The difference with Pitt this year is that there are two other guards that Louisville needs to be concerned with.

Junior Ryan Murphy, who began his college career at Charlotte before transferring to New Mexico Junior College, is an outside specialist who shores up a three-point shooting attack that was hit or miss for the Panthers a year ago. He’s knocked down 16 threes this season and his hit at least one in every Pitt game but two. Murphy is an ok scorer inside the arc, but he’s more dangerous as a passing threat when he’s on the dribble. Standing at 6’2, this would seem like the assignment Ryan McMahon will draw.

The other Pitt guard who has to be talked about is freshman Justin Champagnie. The 6’6 native of Brooklyn ranks seventh among ACC freshmen in scoring at 10.9 points per game and fourth in rebounds at 5.7 rebounds per game. He has scored in double figures six times and has grabbed five or more rebounds in each of the past seven games. Champagnie is shooting just 16.7 percent from three this season, and has been hesitant to take the deep shot unless he’s left wide open. The one exception is a bizarre outlier against Northwestern where he hoisted 11 triples. Expect whoever is defending Champagnie (Sutton/Nwora/Williamson) to leave him open on the perimeter in order to help out when Johnson and McGowens are making moves to the basket.

This quartet of guards is combining for 46.5 points per game and 70.6 percent (418-of-592) of Pitt’s scoring. Forwards Eric Hamilton (6.0 ppg/5.2 rpg) and Terrell Brown (5.8 ppg/3.6 rpg) are both serviceable players, but the recipe for beating the Panthers is fairly straightforward: Don’t let the guards kill you with drives to the basket. They want to score at the rim, they want to get to the free-throw line, and they want to get the opposing guards/wings in foul trouble.

Defensively, Pitt comes into this game a solid 54th in Ken Pom’s adjusted defensive efficiency rankings. They’ll play both zone and man, and have applied extended pressure from time to time based on the situation. They force a decent amount of turnovers, are terrific at defending shots inside the arc (24th-best in the country), and don’t allow opponents to kill them at the free-throw line. Where they struggle is perimeter defense (209th-best against the three) and on the defensive glass. The Panthers are 308th out of 353 D-I teams when it comes to keeping their opponents off the offensive glass, news which should have Steven Enoch and Dwayne Sutton foaming at the mouth.

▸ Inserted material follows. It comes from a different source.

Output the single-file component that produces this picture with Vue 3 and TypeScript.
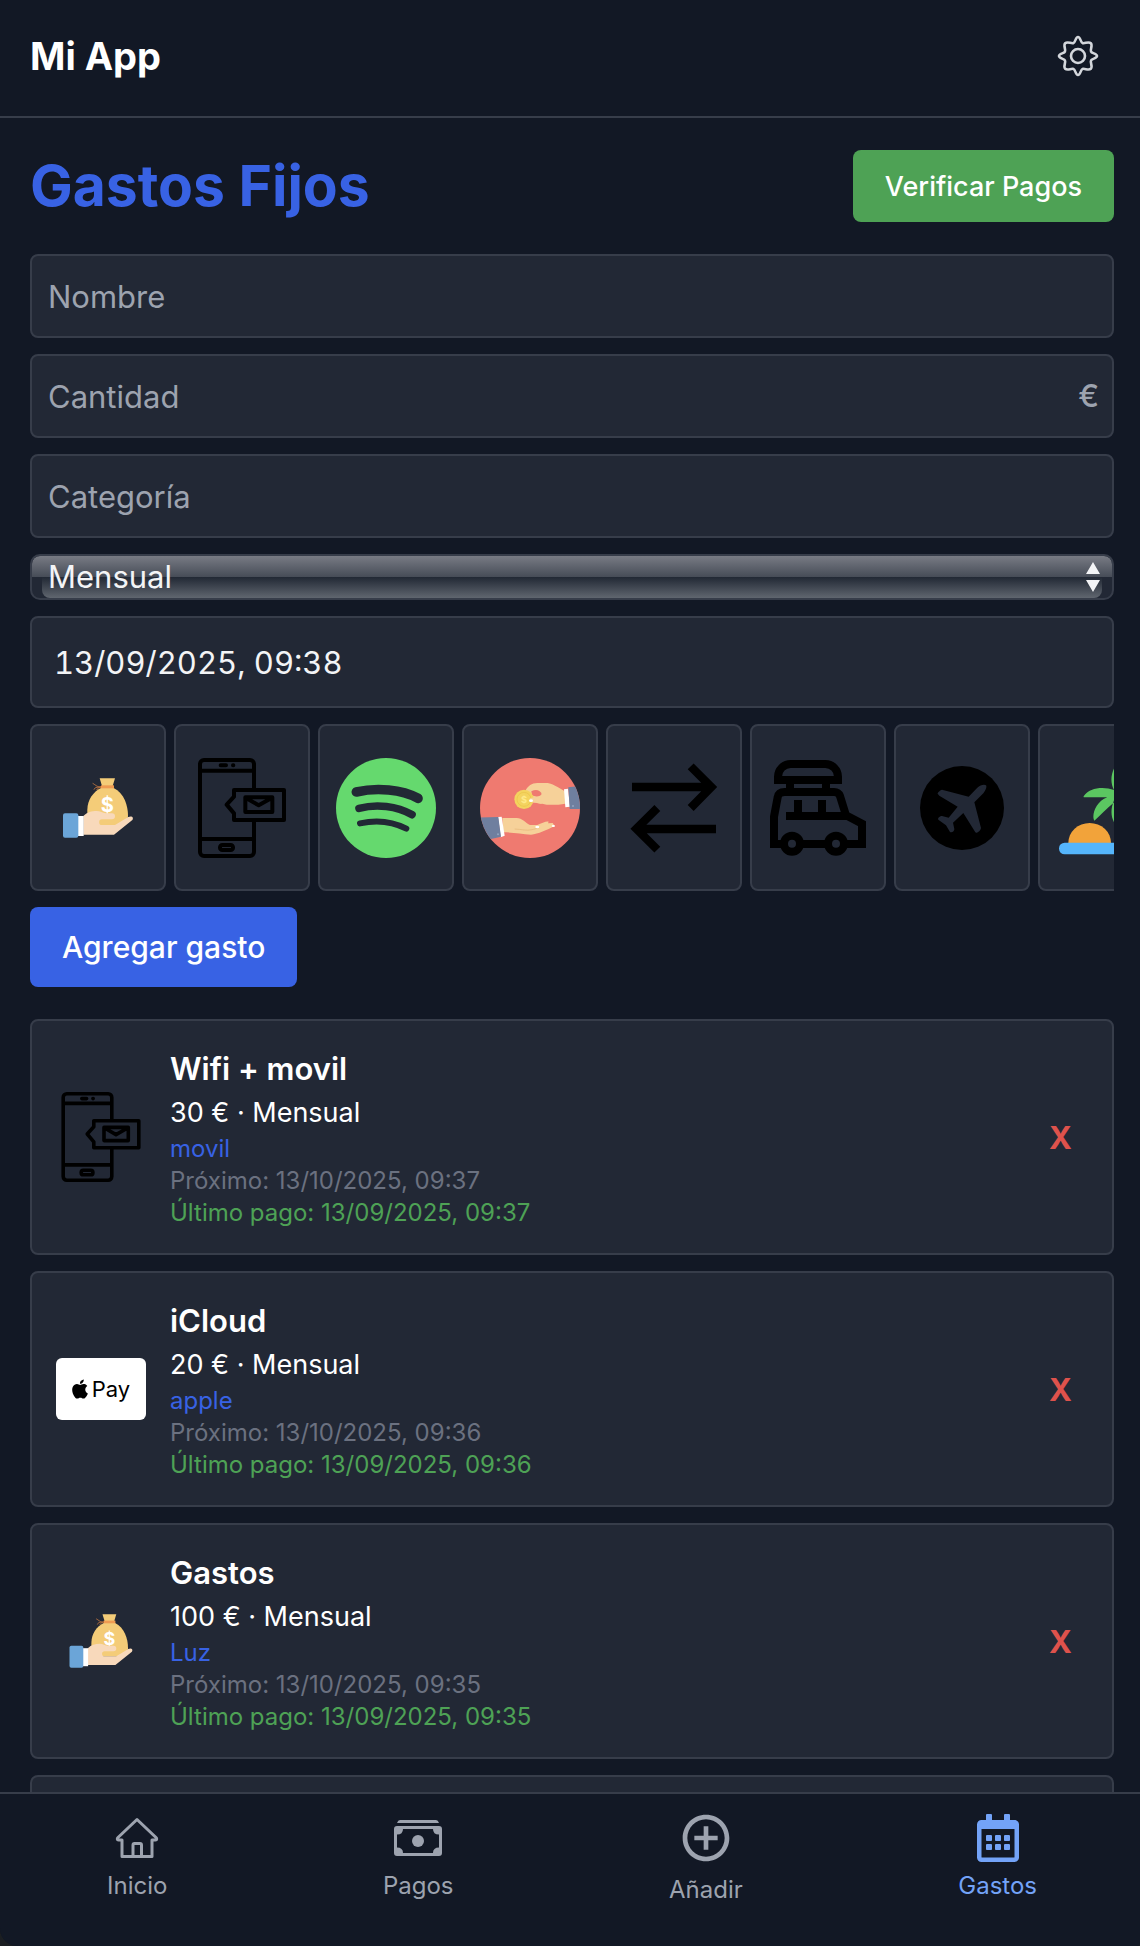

While the size of Pitt’s guards should provide some issues for guys like McMahon, Perry and Kimble, this feels like yet another team without a solid matchup for Jordan Nwora. Enoch also has a decided advantage against anyone they try to throw on him inside. These two have the potential to shoulder the scoring load for the Cardinals for the second time this week.

As for pace, once again, Louisville will be going up against one of the slower teams in the country. The Panthers rank 331st in the country in tempo, and really only look to get out in transition off of live ball turnovers.


—Louisville is 8-0 to start a season for the first time since 2014-15. The Cards won their first 11 games of that year. It’s the 11th-time in program history that U of L has started a season 8-0.

—Louisville hasn’t won its first two games of conference play since the 2015-16 season.

—Pitt has lost 21 consecutive ACC road games. Their last road win in conference play came on Feb. 8, 2017 when they knocked off Boston College.

—Louisville is seventh in the nation in field goal percentage defense (.350) 18th in field goal percentage (.499) and is ninth in scoring margin (+19.8).

—Louisville has won its first home conference game in six of the last seven years. The lone loss came at the hands of Virginia (61-53) on Dec. 28, 2016.

—Pitt is 2-17 all-time against the No. 1 team in the Associated Press Poll. The Panthers have dropped their past four games against the No. 1 team in the poll since defeating top-ranked Connecticut twice during the 2008-09 season.

—During that same 2008-09 season, Louisville defeated Pittsburgh when the Panthers were ranked No. 1 in the AP poll.

—Jordan Nwora’s 175 points scored this year is the most by a Louisville player through eight games over the last 20 seasons. He ranks second in the ACC in scoring at 21.9 ppg (18th in the nation).

—Pitt has lost 18 consecutive road games against ranked opponents. Their last win away from home against a top 25 team came on Feb. 9, 2013 at Cincinnati.

—Pitt is 6-0 this year and 13-0 under Jeff Capel when holding the opposition to 60 points or fewer.

—Pitt ranks second in the ACC in scoring defense at 58.9 points per game.

—Louisville has won 13 of its last 14 games against Pitt. The Cards’ 89-86 overtime loss last January snapped a 12-game winning streak against the Panthers.

—Louisville has on nine consecutive home games against Pitt. The Panthers have never won inside the KFC Yum Center, and last beat the Cardinals in Louisville all the way back on Jan. 15, 2006.

—Louisville is the only undefeated team remaining in the ACC and one of just 16 unbeaten teams remaining in Division-I.

—Pitt hasn’t started ACC play 2-0 since the 2015-16 season.

—Louisville is 20-3 all-time in games played on Dec. 6.

—Louisville has won 151 consecutive games when scoring at least 85 points in regulation.

—Louisville is one of just four schools which have won 20 or more games on the court in each of the last 18 seasons (also Kansas, Duke and Gonzaga).